Not at all. Firstly, there are many APMs not using bank transfers anyway and even for those that do, most of them are not payment initiators themselves. Services such as iDEAL, giropay, MyBank and many others do not collect user credentials and are not acting “on behalf of the user”.
They are what is known as ‘redirect services’. The customer chooses the service at checkout and is automatically redirected to their bank’s online login page. When they login, using their credentials, the transaction has been auto-populated for them, but they still have to go through a number of different screens – similar to a non-automated bank transfer they would do just by themselves.
Hence, these services offer an extra layer of convenience, but users have to initiate the payment themselves. Therefore, they do not qualify as PISPs under the terms of PSD2 and such companies do not have to obtain a license from their national regulator. They can continue to operate as they do today.
So why the confusion?
The PSD2 has thrown the industry something of a curveball. Originally, the expectation was that the new directive would clarify and regularise the status of existing and future PISPs. In return for accepting regulatory oversight and for agreeing to certain conditions, notably identifying themselves to the banks as part of the transaction handshake, PISPs would be able to carry on much as before.
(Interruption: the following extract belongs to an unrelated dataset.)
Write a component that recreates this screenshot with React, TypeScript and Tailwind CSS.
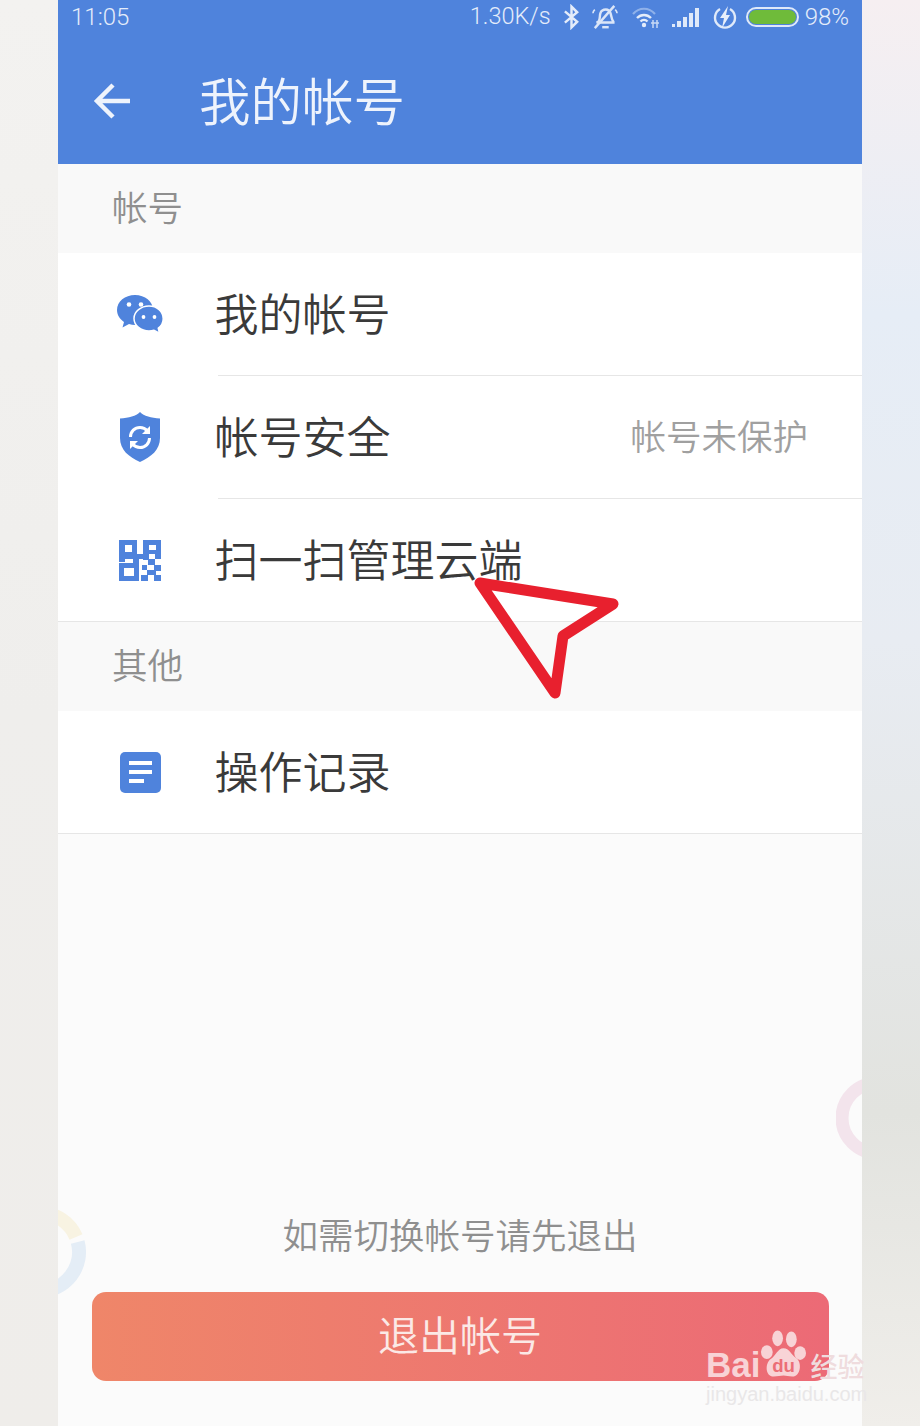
import type { ReactNode } from 'react';

const cjk = "font-['Noto_Sans_CJK_SC','Noto_Sans',sans-serif]";

function Bluetooth() {
  return (
    <svg width="17" height="26" viewBox="0 0 18 26" fill="none" stroke="#e4ecfa" strokeWidth="2.600">
      <path d="M2 7l13 11-6 6V2l6 6L2 19" />
    </svg>
  );
}

function BellOff() {
  return (
    <svg width="26" height="28" viewBox="0 0 28 28" fill="none" stroke="#dbe6f8" strokeWidth="2.600">
      <path d="M7 19c2-2 1-6 2-9 1-3 4-4 6-4s4 1 5 4c1 3 1 7 3 9v1H5z" />
      <path d="M11 25h7" />
      <path d="M3 26L24 2" />
      <path d="M1 10c0-2 1-3 2-4M25 6c1 1 2 2 2 4" strokeWidth="1.800" />
    </svg>
  );
}

function Wifi() {
  return (
    <svg width="28" height="24" viewBox="0 0 28 24" fill="none">
      <path d="M1 9c6-7 16-7 22 0" stroke="#8fb1ea" strokeWidth="2.200" />
      <path d="M5 13c4-4 10-4 14 0" stroke="#e4ecfa" strokeWidth="2.400" />
      <path d="M8.500 16.500c2-2 5-2 7 0" stroke="#e4ecfa" strokeWidth="2.400" />
      <circle cx="12" cy="20" r="2.200" fill="#e4ecfa" />
      <path d="M21 15v8M25 15v8M19 18h8" stroke="#c8d9f5" strokeWidth="1.500" />
    </svg>
  );
}

function Signal() {
  return (
    <svg width="28" height="20" viewBox="0 0 28 20" fill="#dfe9f9">
      <rect x="0" y="17" width="3" height="3" />
      <rect x="5" y="14" width="4" height="6" />
      <rect x="11" y="10" width="4" height="10" />
      <rect x="17" y="6" width="4" height="14" />
      <rect x="23" y="1" width="4" height="19" />
    </svg>
  );
}

function Charging() {
  return (
    <svg width="24" height="24" viewBox="0 0 24 24" fill="none">
      <path d="M7 4a10 10 0 1 0 10 0" stroke="#dfe9f9" strokeWidth="2.400" />
      <path d="M15 1L7 13h4l-2 10 8-13h-4z" fill="#e8effb" />
    </svg>
  );
}

function Battery() {
  return (
    <div className="flex h-[20px] w-[53px] items-center rounded-full border-2 border-[#dfe9f9] p-[1px]">
      <div className="h-full w-full rounded-full bg-[#6fbb3a]" />
    </div>
  );
}

function WechatIcon() {
  return (
    <svg width="48" height="40" viewBox="0 0 48 40" fill="#4f83dc">
      <path d="M19 1C9 1 1 7.500 1 16c0 5 2.800 9 7 12l-1.500 5.500L13 30c2 .6 4 .9 6 .9 10 0 18-6.500 18-15S29 1 19 1z" />
      <path d="M33 12c-8 0-15 5.600-15 12.500S25 37 33 37c1.800 0 3.500-.3 5-.8l5.500 3-1.200-5c3-2.300 4.900-5.700 4.900-9.500C47.200 17.600 41 12 33 12z" stroke="#fff" strokeWidth="1.500" />
      <circle cx="13" cy="10.500" r="2.300" fill="#fff" />
      <circle cx="25" cy="10.500" r="2.300" fill="#fff" />
      <circle cx="27.500" cy="23" r="1.900" fill="#fff" />
      <circle cx="38.500" cy="23" r="1.900" fill="#fff" />
    </svg>
  );
}

function ShieldIcon() {
  return (
    <svg width="42" height="50" viewBox="0 0 42 50" fill="none">
      <path d="M21 0c4 4 11 6 20 6.500V26c0 12-9 19-20 24C10 45 1 38 1 26V6.500C10 6 17 4 21 0z" fill="#4f83dc" />
      <path d="M11.500 25c0-5.500 4.200-9.500 9.500-9.500 3 0 5.500 1.200 7.500 3.500" stroke="#fff" strokeWidth="3" />
      <path d="M30.500 26c0 5.500-4.200 9.500-9.500 9.500-3 0-5.500-1.200-7.500-3.500" stroke="#fff" strokeWidth="3" />
      <path d="M31 14v8h-8z" fill="#fff" />
      <path d="M11 37v-8h8z" fill="#fff" />
    </svg>
  );
}

function QrIcon() {
  return (
    <svg width="42" height="41" viewBox="0 0 42 41" fill="#4f83dc" fillRule="evenodd">
      <path d="M0 0h18v14h6v5H6v3H0zM6 5v7h7V5z" />
      <path d="M24 0h18v19h-6v-5H24zM30 5v5h7V5z" />
      <path d="M0 23h14v-4h6v22H0zM5 28v8h10v-8z" />
      <path d="M24 14h6v5h6v6h6v6h-5v4h5v6h-7v-6h-7v-5h7v-5h-6v-5h-5zM22 35h7v6h-7zM23 25h5v5h-5z" />
    </svg>
  );
}

function DocIcon() {
  return (
    <div className="flex h-[41px] w-[41px] flex-col justify-center gap-[5px] rounded-[5px] bg-[#4f83dc] pl-[9px]">
      <div className="h-[4px] w-[23px] bg-white" />
      <div className="h-[4px] w-[23px] bg-white" />
      <div className="h-[4px] w-[15px] bg-white" />
    </div>
  );
}

function SectionLabel({ children }: { children: ReactNode }) {
  return (
    <div className="flex h-[89px] items-center bg-[#f9f9f9] pb-[5px] pl-[54px] text-[35.500px] font-[350] text-[#8f8f8f]">
      {children}
    </div>
  );
}

function Row({ icon, label, note }: { icon: ReactNode; label: string; note?: string }) {
  return (
    <div className="flex h-[122px] items-center bg-white pl-[58px] pr-[54px]">
      <div className="flex w-[48px] justify-center">{icon}</div>
      <span className="ml-[50.500px] pb-[4px] text-[44px] font-[350] leading-none text-[#3a3a3a]">{label}</span>
      {note && <span className="ml-auto pb-[4px] text-[35.500px] font-[350] text-[#a0a0a0]">{note}</span>}
    </div>
  );
}

function Divider() {
  return (
    <div className="bg-white pl-[160px]">
      <div className="h-px bg-[#e6e6e6]" />
    </div>
  );
}

export default function App() {
  return (
    <div className={`relative flex h-[1426px] w-[920px] overflow-hidden ${cjk}`}>
      <div className="w-[58px] bg-[linear-gradient(180deg,#f3f2f0,#efeeec_50%,#efedea)]" />

      <div className="relative flex w-[804px] flex-col overflow-hidden bg-[#fbfbfb]">
        <div className="h-[164px] bg-[#4f83dc]">
          <div className="flex h-[34px] items-center pl-[13px] pr-[13px] font-['Roboto',sans-serif] text-[24px] font-light text-[#e4ecfa]">
            <span>11:05</span>
            <div className="ml-auto flex items-center">
              <span className="text-[23.500px]">1.30K/s</span>
              <div className="ml-[12px]"><Bluetooth /></div>
              <div className="ml-[12px]"><BellOff /></div>
              <div className="ml-[14px]"><Wifi /></div>
              <div className="ml-[12px]"><Signal /></div>
              <div className="ml-[13px]"><Charging /></div>
              <div className="ml-[9px]"><Battery /></div>
              <span className="ml-[6px]">98%</span>
            </div>
          </div>
          <div className="flex h-[136px] items-center pb-[2px] pl-[35px] text-[#eef3fc]">
            <svg width="38" height="38" viewBox="0 0 38 38" fill="none" stroke="currentColor" strokeWidth="4.500">
              <path d="M37 19H4M20 3L4 19l16 16" />
            </svg>
            <span className="ml-[68px] pb-[5px] text-[51.500px] font-[350] leading-none">我的帐号</span>
          </div>
        </div>

        <SectionLabel>帐号</SectionLabel>
        <Row icon={<WechatIcon />} label="我的帐号" />
        <Divider />
        <Row icon={<ShieldIcon />} label="帐号安全" note="帐号未保护" />
        <Divider />
        <Row icon={<QrIcon />} label="扫一扫管理云端" />
        <div className="h-px bg-[#e6e6e6]" />
        <SectionLabel>其他</SectionLabel>
        <Row icon={<DocIcon />} label="操作记录" />
        <div className="h-px bg-[#e6e6e6]" />

        <div className="mt-auto flex flex-col items-center pb-[45px]">
          <p className="mb-[33px] text-[35.500px] font-[350] leading-[50px] text-[#8f8f8f]">如需切换帐号请先退出</p>
          <button className="flex h-[89px] w-[737px] items-center justify-center rounded-[14px] bg-[linear-gradient(90deg,#ef8669,#ec6a76)] pb-[5px] text-[41px] font-[350] text-[#fbe9e6]">
            退出帐号
          </button>
        </div>

        {/* faded rings in the page background */}
        <svg className="absolute left-0 top-[1205px]" width="28" height="96" viewBox="0 0 28 96" fill="none">
          <path d="M-18 8A39 39 0 0 1 18 32" stroke="#f8f3e2" strokeWidth="14" />
          <path d="M19.700 37A39 39 0 0 1-18 86" stroke="#e4edf6" strokeWidth="14" />
        </svg>
        <svg className="absolute right-0 top-[1072px]" width="26" height="94" viewBox="0 0 26 94" fill="none">
          <circle cx="41" cy="46" r="35" stroke="#f3e4ec" strokeWidth="13" />
        </svg>
      </div>

      <div className="w-[58px] bg-[linear-gradient(180deg,#f6eff1,#e6edf6_22%,#e8ecf2_45%,#e2e3df_78%,#f0eeea)]" />

      {/* red annotation arrow */}
      <svg className="absolute left-[470px] top-[572px]" width="155" height="130" viewBox="0 0 155 130" fill="none">
        <path d="M10 11L143 32 93 64 85 121z" stroke="#e8202e" strokeWidth="11" strokeLinejoin="round" />
      </svg>

      {/* watermark */}
      <div className="absolute left-[706px] top-[1328px] w-[165px] text-[#f8d3d6]">
        <div className="flex h-[52px] items-end font-['Liberation_Sans',sans-serif] text-[35px] font-bold">
          <span className="mb-[2px] leading-[26px]">Bai</span>
          <svg className="shrink-0" width="47" height="52" viewBox="0 0 48 52" fill="currentColor">
            <ellipse cx="7" cy="24" rx="6" ry="7" />
            <ellipse cx="18" cy="10" rx="5.500" ry="8" />
            <ellipse cx="32" cy="11" rx="5.500" ry="8" />
            <ellipse cx="41" cy="25" rx="6" ry="7" />
            <path d="M24 20c6 0 8 7 13 10 6 4 5 19-4 19-4 0-6-1-9-1s-6 1-10 1C5 49 5 35 11 31c5-3 7-11 13-11z" />
            <text x="24" y="44" textAnchor="middle" fontSize="19" fontWeight="700" fill="#ec6e76">du</text>
          </svg>
          <span className={`mb-[1px] ml-[3px] text-[27px] font-medium leading-[27px] text-[#efdcde] ${cjk}`}>经验</span>
        </div>
        <div className="mt-[4px] font-['Liberation_Sans',sans-serif] text-[20px] leading-none text-[#e9e7e8]">jingyan.baidu.com</div>
      </div>
    </div>
  );
}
However, the process of drafting the PSD2’s Regulatory Technical Standards (RTS) has thrown this assumption into doubt. To the industry’s surprise, the original draft of the RTS contained elements that would not have allowed PISPs to continue their business model.
Most notably, it specified that banks could simply deny PISPs the use of the online banking interface they provide to their customers. Instead, banks could provide a separate, dedicated, interface just for their new competitors. The fintech industry was not happy with this solution, because it makes the viability of their business model dependent on the banks keeping that “competitor-interface” at par with their customer-interface, which of course would not really be in their own interest.
As a result, there has been a lot of debate and back and forth about the terms and definitions within the RTS. The good news is, that the European Commission has now changed some of the content of the RTS to make them less harmful to the needs of EU consumers and fintech providers, however, there is still a lot to be desired.
The bad news is, that the back and forth around PSD2 and this RTS — which is, in any case, already an alphabet soup of new acronyms to be understood and memorised — has probably gone a long way to confusing the market. At least on the point covered by this article — which companies are and are not PISPs — this confusion is unnecessary.
If, as part of its business model, a payment service acts on behalf of end users and handles confidential customer data, it’s a PISP and needs to register with its national financial regulator in order to continue trading. Exactly what this registration and subsequent licensing will entail, depends on how a company’s national legislature transposes the PSD2 into that country’s law.